Ik kijk naar de fancy hometrainer waar de Olympische atleten op getest worden in de hoek van de kamer. Ja, daar ga je wel op zweten, dat kan ik me goed voorstellen. Maar passief op een stoel kijken naar een voetbalwedstrijd die al eerder gespeeld is, daar krijg ik het niet heel warm van. Misschien kan het nog en maken ze er een psychologisch experiment van, bedenk ik me. Dan blijkt de voorste rij proefpersonen toch ineens een horde Spaanse hooligans te zijn die mij te lijf willen gaan. Of laten ze op tv Sergio Ramos een ongekend prachtige goal scoren waarna de Spanjaard uitdagend zijn shirt uittrekt en treiterend naar de getatoeëerde leeuw op zijn rug wijst? Misschien komen de onderzoekers zo dadelijk vertellen dat ze de deur van de klimaatkamer niet meer openkrijgen en we genoodzaakt zijn om nog 24 uur te blijven?
Iets aangekomen
Het gebeurt niet, het experiment blijft zoals het is en Nederland wint met 5-1. En niet met 5-2, zoals ik voor de wedstrijd nog dacht. Heb ik die fout in mijn geheugen in ieder geval weten te corrigeren vandaag. Wanneer ik de klimaatkamer heb verlaten (kan de deur ervan überhaupt wel op slot?) en op de weegschaal ga staan, blijk ik iets te zijn aangekomen. Het zal het flesje water zijn. Maar op n=1 mogen we niet afgaan bij een wetenschappelijk experiment natuurlijk. De meeste proefpersonen in mijn ‘supportersvak’ vonden de warmte ook wel meevallen maar er is er ook één die het wel zwaar heeft gehad, bekent hij met een rood aangelopen en bezweet gezicht. Het is precies de reden waarom sommige Nederlandse atleten aangeraden wordt om méér tijd te nemen om te acclimatiseren dan anderen, niet iedereen reageert hetzelfde.
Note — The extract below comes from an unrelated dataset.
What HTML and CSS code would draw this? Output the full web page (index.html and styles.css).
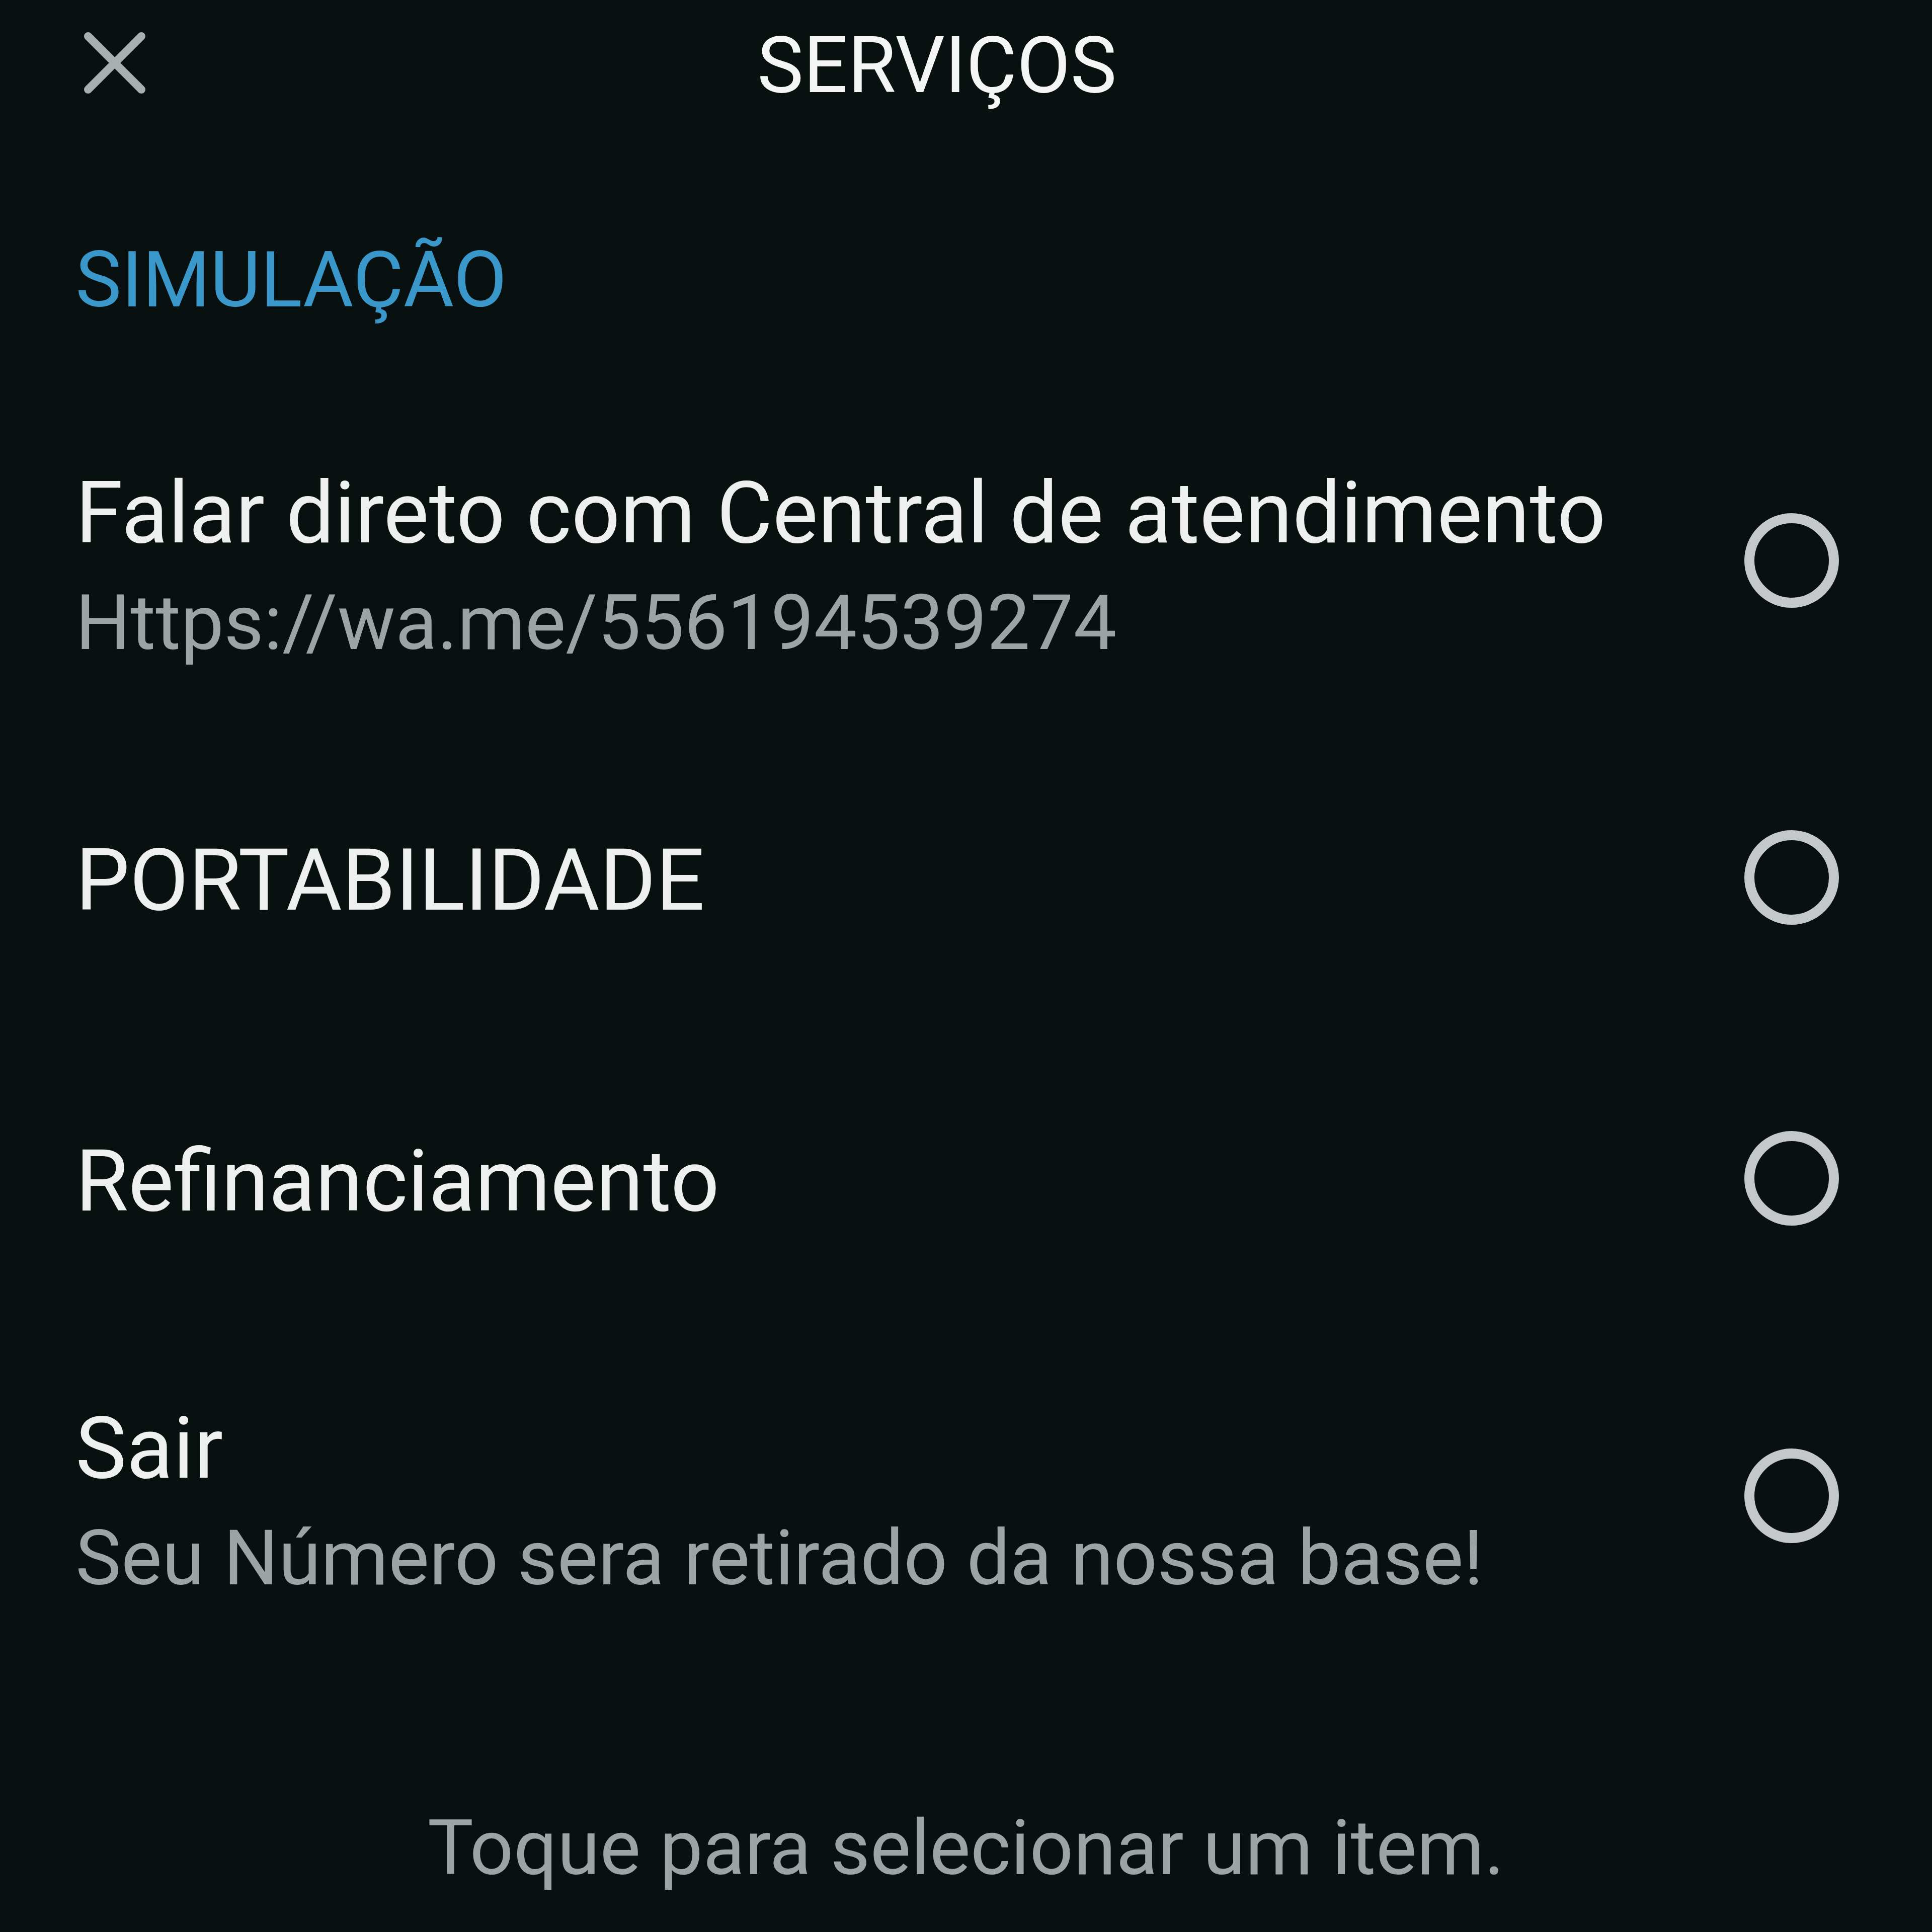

“En?”, vragen mijn kinderen wanneer ik me weer thuis heb gemeld. “5-1 gewonnen, van Spanje”, roep ik enthousiast. “Zegt het voort, zegt het voort. Ga nu naar de buren en zeg tegen ze dat ze de tv moeten aanzetten”, herhaal ik Frank Snoeks zijn raad een uur eerder in de klimaatkamer. Ik heb het koud in mijn zomerse kloffie. Ik ga snel iets warms aantrekken.